> **What to work on**
Which lines below hold the word "TypeScript"? Copy all of them.

> **Data excerpts**
:::::

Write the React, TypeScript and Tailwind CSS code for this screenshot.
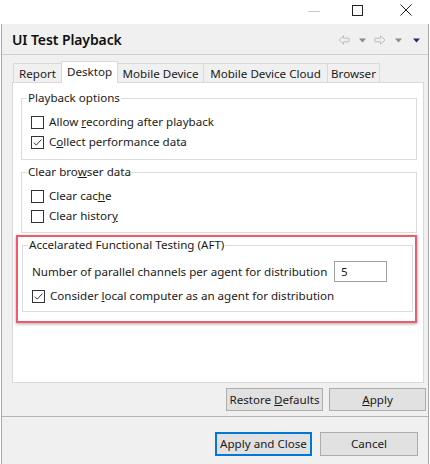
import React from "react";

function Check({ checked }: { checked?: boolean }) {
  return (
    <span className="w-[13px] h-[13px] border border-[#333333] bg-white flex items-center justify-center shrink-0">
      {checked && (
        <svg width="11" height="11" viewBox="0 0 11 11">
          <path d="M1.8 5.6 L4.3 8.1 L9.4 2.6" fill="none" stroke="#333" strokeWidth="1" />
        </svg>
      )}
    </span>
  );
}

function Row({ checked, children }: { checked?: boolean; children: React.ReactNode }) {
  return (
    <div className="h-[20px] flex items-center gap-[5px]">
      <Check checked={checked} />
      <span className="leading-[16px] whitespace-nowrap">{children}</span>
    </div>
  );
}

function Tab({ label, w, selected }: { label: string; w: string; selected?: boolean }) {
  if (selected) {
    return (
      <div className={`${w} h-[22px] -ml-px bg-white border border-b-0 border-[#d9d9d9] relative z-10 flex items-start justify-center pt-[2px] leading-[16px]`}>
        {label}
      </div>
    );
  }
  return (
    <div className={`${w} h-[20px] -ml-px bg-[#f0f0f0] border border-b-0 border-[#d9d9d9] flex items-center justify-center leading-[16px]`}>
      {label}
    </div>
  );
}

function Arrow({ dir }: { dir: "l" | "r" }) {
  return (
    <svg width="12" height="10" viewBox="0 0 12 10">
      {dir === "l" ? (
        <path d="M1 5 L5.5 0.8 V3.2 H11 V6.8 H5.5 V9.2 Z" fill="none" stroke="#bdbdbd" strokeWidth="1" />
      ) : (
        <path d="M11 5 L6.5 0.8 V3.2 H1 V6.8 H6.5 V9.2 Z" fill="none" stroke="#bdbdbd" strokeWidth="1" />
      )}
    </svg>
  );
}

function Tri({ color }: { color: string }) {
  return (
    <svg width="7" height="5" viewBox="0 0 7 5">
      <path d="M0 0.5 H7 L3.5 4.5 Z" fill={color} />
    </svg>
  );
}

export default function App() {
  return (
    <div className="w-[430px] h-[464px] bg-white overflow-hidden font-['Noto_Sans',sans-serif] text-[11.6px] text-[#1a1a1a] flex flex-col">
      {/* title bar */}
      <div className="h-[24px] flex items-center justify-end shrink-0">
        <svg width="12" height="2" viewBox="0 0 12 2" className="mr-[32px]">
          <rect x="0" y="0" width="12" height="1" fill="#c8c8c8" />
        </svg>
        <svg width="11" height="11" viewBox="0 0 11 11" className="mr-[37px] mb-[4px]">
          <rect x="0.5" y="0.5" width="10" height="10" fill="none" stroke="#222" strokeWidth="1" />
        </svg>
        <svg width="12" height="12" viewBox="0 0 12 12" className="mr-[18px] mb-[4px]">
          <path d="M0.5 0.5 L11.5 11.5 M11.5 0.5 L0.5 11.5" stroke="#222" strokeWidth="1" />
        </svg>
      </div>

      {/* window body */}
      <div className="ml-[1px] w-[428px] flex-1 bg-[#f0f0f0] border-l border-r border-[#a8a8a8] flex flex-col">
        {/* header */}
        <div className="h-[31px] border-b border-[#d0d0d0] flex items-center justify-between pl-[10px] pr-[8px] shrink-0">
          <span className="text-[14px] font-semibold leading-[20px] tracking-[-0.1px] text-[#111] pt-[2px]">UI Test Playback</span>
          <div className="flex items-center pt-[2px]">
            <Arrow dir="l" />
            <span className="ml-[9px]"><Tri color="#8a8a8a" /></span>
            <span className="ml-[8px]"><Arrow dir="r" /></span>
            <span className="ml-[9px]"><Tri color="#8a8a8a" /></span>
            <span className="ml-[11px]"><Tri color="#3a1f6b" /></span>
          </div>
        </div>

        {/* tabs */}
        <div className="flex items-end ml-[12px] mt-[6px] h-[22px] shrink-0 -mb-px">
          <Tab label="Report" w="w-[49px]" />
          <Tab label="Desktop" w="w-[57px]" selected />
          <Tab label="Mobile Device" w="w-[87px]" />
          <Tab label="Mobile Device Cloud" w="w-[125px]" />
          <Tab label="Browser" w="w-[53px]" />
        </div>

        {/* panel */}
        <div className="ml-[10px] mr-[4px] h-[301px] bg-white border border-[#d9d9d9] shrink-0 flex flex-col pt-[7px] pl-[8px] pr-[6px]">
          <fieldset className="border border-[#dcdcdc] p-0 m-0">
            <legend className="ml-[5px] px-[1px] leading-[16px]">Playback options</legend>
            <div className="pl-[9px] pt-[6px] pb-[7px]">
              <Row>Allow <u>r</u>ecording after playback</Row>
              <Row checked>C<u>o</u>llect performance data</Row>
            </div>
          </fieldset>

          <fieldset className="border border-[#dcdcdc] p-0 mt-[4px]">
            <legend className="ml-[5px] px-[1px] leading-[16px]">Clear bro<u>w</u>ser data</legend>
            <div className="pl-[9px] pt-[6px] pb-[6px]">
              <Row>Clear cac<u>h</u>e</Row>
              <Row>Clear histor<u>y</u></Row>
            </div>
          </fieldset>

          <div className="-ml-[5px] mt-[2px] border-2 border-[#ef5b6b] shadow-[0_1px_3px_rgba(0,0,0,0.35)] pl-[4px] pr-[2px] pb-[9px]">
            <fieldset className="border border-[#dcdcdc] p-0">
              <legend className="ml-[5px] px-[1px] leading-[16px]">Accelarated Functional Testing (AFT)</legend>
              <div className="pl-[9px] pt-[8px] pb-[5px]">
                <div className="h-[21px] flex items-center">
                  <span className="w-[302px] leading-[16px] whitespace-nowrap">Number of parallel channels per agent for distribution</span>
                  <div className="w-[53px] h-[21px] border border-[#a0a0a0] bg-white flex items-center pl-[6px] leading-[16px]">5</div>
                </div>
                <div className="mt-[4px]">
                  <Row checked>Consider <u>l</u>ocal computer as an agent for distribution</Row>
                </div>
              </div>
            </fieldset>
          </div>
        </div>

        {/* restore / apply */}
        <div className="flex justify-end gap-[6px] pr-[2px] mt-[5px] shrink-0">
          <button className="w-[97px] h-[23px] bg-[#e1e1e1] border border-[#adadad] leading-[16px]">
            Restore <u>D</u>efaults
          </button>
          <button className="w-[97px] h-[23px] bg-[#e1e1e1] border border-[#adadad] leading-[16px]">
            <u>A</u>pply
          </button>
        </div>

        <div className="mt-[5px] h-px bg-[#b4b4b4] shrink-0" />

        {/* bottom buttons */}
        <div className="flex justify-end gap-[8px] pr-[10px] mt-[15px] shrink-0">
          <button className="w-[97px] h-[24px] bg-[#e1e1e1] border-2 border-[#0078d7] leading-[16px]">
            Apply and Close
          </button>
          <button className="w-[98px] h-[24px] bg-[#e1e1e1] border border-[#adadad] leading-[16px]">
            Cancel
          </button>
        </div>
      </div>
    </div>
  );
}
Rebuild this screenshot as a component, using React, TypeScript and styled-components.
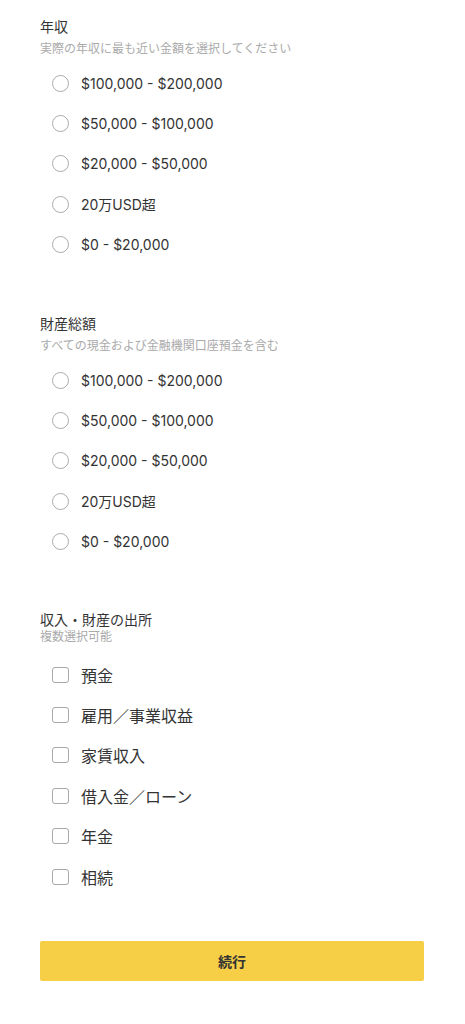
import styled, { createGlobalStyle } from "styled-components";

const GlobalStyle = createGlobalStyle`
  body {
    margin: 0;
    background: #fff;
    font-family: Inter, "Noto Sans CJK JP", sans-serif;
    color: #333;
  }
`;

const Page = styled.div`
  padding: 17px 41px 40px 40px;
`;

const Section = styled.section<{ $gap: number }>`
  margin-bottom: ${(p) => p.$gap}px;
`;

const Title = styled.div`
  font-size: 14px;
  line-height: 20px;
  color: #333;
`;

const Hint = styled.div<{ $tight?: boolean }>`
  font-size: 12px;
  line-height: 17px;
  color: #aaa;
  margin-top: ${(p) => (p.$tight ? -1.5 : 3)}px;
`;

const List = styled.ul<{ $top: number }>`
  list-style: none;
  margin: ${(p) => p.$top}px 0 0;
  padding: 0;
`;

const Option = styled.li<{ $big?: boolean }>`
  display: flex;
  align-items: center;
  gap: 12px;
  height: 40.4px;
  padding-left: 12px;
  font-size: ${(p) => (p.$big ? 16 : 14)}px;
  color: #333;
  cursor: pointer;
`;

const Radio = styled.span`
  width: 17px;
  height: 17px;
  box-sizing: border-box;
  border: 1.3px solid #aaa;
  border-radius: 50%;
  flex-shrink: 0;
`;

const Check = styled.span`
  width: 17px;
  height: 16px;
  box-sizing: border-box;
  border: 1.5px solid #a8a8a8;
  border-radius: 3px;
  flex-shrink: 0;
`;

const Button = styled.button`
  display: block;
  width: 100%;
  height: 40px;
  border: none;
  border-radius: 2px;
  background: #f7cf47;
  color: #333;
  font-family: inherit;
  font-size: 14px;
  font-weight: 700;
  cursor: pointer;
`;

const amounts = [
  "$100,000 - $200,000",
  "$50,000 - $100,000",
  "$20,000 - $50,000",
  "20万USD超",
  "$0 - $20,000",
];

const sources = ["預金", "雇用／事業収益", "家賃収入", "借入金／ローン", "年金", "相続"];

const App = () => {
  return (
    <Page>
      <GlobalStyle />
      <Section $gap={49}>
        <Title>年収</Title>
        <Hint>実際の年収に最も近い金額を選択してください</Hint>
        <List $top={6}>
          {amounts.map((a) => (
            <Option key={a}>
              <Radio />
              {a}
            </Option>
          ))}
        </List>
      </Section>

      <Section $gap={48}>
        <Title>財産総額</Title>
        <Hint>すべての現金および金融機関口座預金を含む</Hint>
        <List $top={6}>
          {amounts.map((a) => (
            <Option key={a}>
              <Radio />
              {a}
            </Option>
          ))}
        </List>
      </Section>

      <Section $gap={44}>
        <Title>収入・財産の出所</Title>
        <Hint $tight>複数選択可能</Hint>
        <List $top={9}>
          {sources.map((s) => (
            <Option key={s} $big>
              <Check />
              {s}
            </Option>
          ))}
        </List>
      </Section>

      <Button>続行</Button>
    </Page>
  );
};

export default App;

:::::

> **Exercise solution**
Write the React, TypeScript and Tailwind CSS code for this screenshot.
Rebuild this screenshot as a component, using React, TypeScript and styled-components.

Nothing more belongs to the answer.